060627 彼はどこまで強いのか [競馬]

 第47回宝塚記念でディープインパクトに騎乗し、完璧な勝利を収めた直後のインタビューで、武豊 (たけ・ゆたか) はこう問われた。

 「前走 (第133回天皇賞) 後に、武さんは 『ディープインパクトは世界一強い』 と言われましたが、その思いに変わりはありませんか?」

 武は、落ち着いてこう答えた。

 「いや、ボクはそう表現したおぼえはないんですけどね。 『この馬以上に強い馬がいるのかと思う』 と言ったはずで」

 この切り返しと、表現の適切な修正が、すばらしい。

 武が、ディープインパクトを指して 「世界一の馬」 と評することは、いまならば許されるかもしれない。少なくとも日本国内において。しかも、宝塚記念を完璧な競馬で勝ち切った直後に、である。多少の舞い上がりは、許容される状況にあった。

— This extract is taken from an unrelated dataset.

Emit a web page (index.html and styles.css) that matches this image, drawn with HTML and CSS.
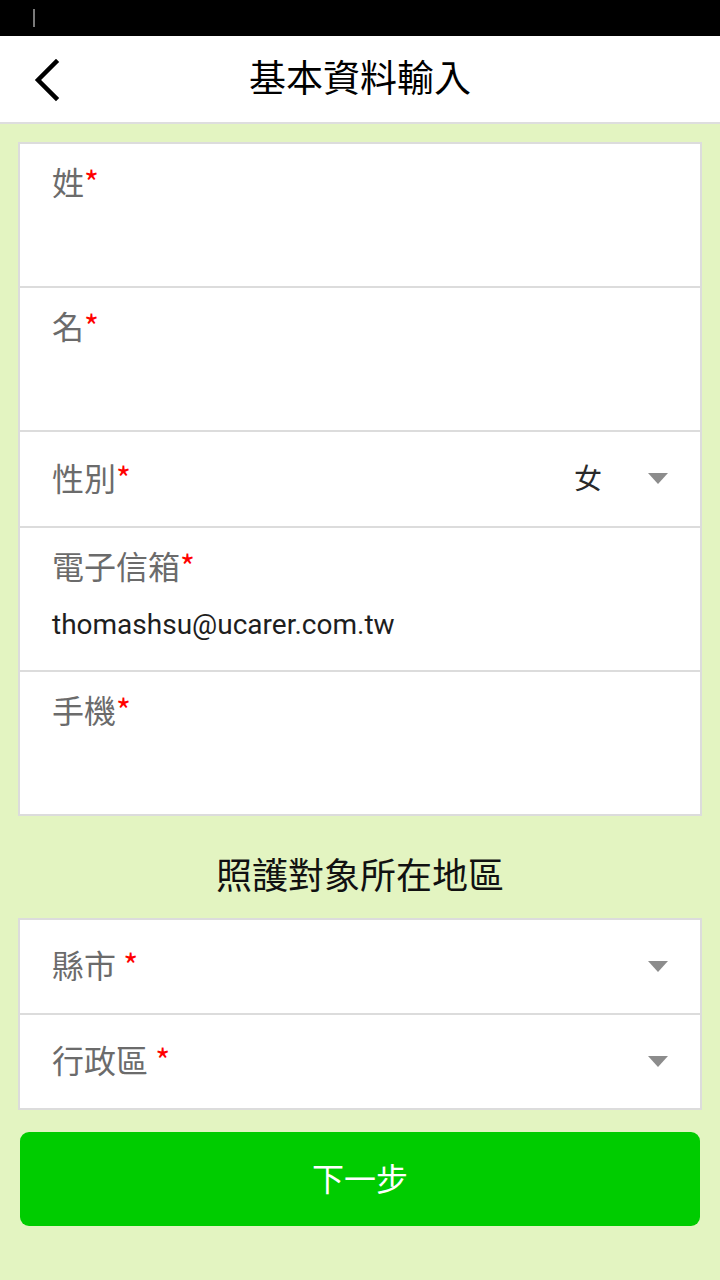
FILE: index.html
```html
<!DOCTYPE html>
<html lang="zh-Hant">
<head>
<meta charset="utf-8">
<title>基本資料輸入</title>
<link rel="stylesheet" href="styles.css">
</head>
<body>
<div class="status-bar"><span class="status-mark"></span></div>
<header class="app-header">
  <button class="back-btn" aria-label="返回">
    <svg width="30" height="44" viewBox="0 0 30 44"><path d="M24 4 L6 22 L24 40" fill="none" stroke="#000" stroke-width="4.5" stroke-linecap="square" stroke-linejoin="miter"/></svg>
  </button>
  <h1 class="app-title">基本資料輸入</h1>
</header>
<main class="content">
  <section class="card">
    <div class="field field-tall">
      <div class="label">姓<span class="req">*</span></div>
    </div>
    <div class="field field-tall">
      <div class="label">名<span class="req">*</span></div>
    </div>
    <div class="field field-select">
      <div class="label">性別<span class="req">*</span></div>
      <div class="select-value">女</div>
      <span class="caret"></span>
    </div>
    <div class="field field-tall">
      <div class="label">電子信箱<span class="req">*</span></div>
      <div class="value">thomashsu@ucarer.com.tw</div>
    </div>
    <div class="field field-tall">
      <div class="label">手機<span class="req">*</span></div>
    </div>
  </section>
  <h2 class="section-title">照護對象所在地區</h2>
  <section class="card">
    <div class="field field-select field-region">
      <div class="label">縣市 <span class="req">*</span></div>
      <span class="caret"></span>
    </div>
    <div class="field field-select field-region">
      <div class="label">行政區 <span class="req">*</span></div>
      <span class="caret"></span>
    </div>
  </section>
  <button class="next-btn">下一步</button>
</main>
</body>
</html>
```
FILE: styles.css
```css
html, body {
  margin: 0;
  padding: 0;
}
body {
  width: 720px;
  min-height: 1280px;
  background: #e3f4c1;
  font-family: "Noto Sans CJK TC", "Noto Sans", sans-serif;
}
.status-bar {
  height: 36px;
  background: #000;
  position: relative;
}
.status-mark {
  position: absolute;
  left: 33px;
  top: 9px;
  width: 2px;
  height: 18px;
  background: #7a7a7a;
}
.app-header {
  height: 86px;
  background: #fff;
  border-bottom: 2px solid #dedede;
  display: flex;
  align-items: center;
  justify-content: center;
  position: relative;
}
.back-btn {
  position: absolute;
  left: 32px;
  top: 22px;
  width: 30px;
  height: 44px;
  padding: 0;
  border: 0;
  background: none;
  display: flex;
}
.app-title {
  margin: 0 0 6px;
  font-size: 37px;
  font-weight: 400;
  line-height: 48px;
  color: #000;
}
.content {
  padding: 18px 18px 40px;
  display: flex;
  flex-direction: column;
}
.card {
  background: #fff;
  border: 2px solid #dcdcdc;
  display: flex;
  flex-direction: column;
}
.field {
  border-top: 2px solid #dcdcdc;
  padding: 0 32px;
  box-sizing: border-box;
}
.field:first-child {
  border-top: 0;
}
.field-tall {
  height: 142px;
  padding-top: 17px;
}
.field:not(:first-child).field-tall {
  height: 144px;
}
.field-select {
  height: 96px;
  display: flex;
  align-items: center;
  padding-bottom: 5px;
}
.field-region {
  height: 95px;
}
.field-region:first-child {
  height: 93px;
}
.label {
  font-size: 32px;
  line-height: 40px;
  color: #6b6b6b;
}
.req {
  color: #ff0000;
}
.value {
  margin-top: 22px;
  font-family: Roboto, "Noto Sans", sans-serif;
  font-size: 28px;
  line-height: 36px;
  color: #1e1e1e;
}
.select-value {
  margin-left: auto;
  font-size: 28px;
  line-height: 36px;
  color: #2a2a2a;
}
.caret {
  width: 0;
  height: 0;
  border-left: 10px solid transparent;
  border-right: 10px solid transparent;
  border-top: 11px solid #8c8c8c;
  margin-left: 46px;
  position: relative;
  top: 2px;
}
.field-region .caret {
  margin-left: auto;
}
.section-title {
  margin: 33px 0 21px;
  text-align: center;
  font-size: 36px;
  font-weight: 400;
  line-height: 48px;
  color: #111;
}
.next-btn {
  margin: 22px 2px 0;
  height: 94px;
  border: 0;
  border-radius: 9px;
  background: #00cc00;
  color: #fff;
  font-family: "Noto Sans CJK TC", "Noto Sans", sans-serif;
  font-size: 32px;
  line-height: 40px;
  padding: 0 0 4px;
}
```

 にもかかわらず、武は冷静に修正した。 「ディープインパクトは世界一強い」 などという新聞の見出し映えする表現が、自身の発言としてひとり歩きすることをよしとせず、 「この馬以上に強い馬がいるのかと思う」 という、個人的かつ素朴な疑問にスケールダウンさせた。

 このスケールダウンにより、しかし武の、大きく言えば日本の騎手全体の、品位は保たれたように思う。

 「世界一強い (と思う) 」 と 「この馬以上に強い馬がいるのかと思う」 とは、同義のように思われるかもしれない。だが前者が、他の競走馬およびその関係者に対する配慮を欠いているのに対して、後者はあくまでも一騎手としての感想の枠内にとどまっていることにより、他者への配慮が逆に際立つ表現となっている。

 勝者が 「オレって強くね?」 と尊大に振る舞うことは、競技によっては魅力のひとつになり得るのかもしれない。だけど、こと競馬においてそうした言動は、ミスマッチに思われる。勝利をもたらす要素として、プレイヤーとしての人馬のみならず厩務員や調教師など、他のスタッフが果たす役割も大きい競技であるからかもしれない (もちろん、どの競技だって大なり小なりそういう側面はある) 。

 繰り返しになってしまうけれど、先日の宝塚記念の直後に、武が 「ディープインパクトは世界一強い」 と言い切ってしまったところで、国内から異議が唱えられることはほとんどないと思われる。しかし後の世から冷静に振り返ってみたときに (たとえば、あまり考えたくないけど凱旋門賞で惨敗を喫してしまった場合に) 、傲岸不遜な態度だったと受け止められるおそれはあった。興奮に口を滑らせてもおかしくない場面でそれを防止し、修正を加えた武の姿勢に、ただただ感心してしまった次第である。

 加えて、現在の日本競馬におけるみずからの立ち位置に自覚的な武のこと、 「あの武豊」 が 「この馬以上に強い馬がいるのかと思う」 ことが、世間にどう認識されるのか、その効果もまた考慮に入れての発言ではなかったろうか、と想像する。ディープインパクト、どれだけ強いんだよって話だ。そこがまた、巧い。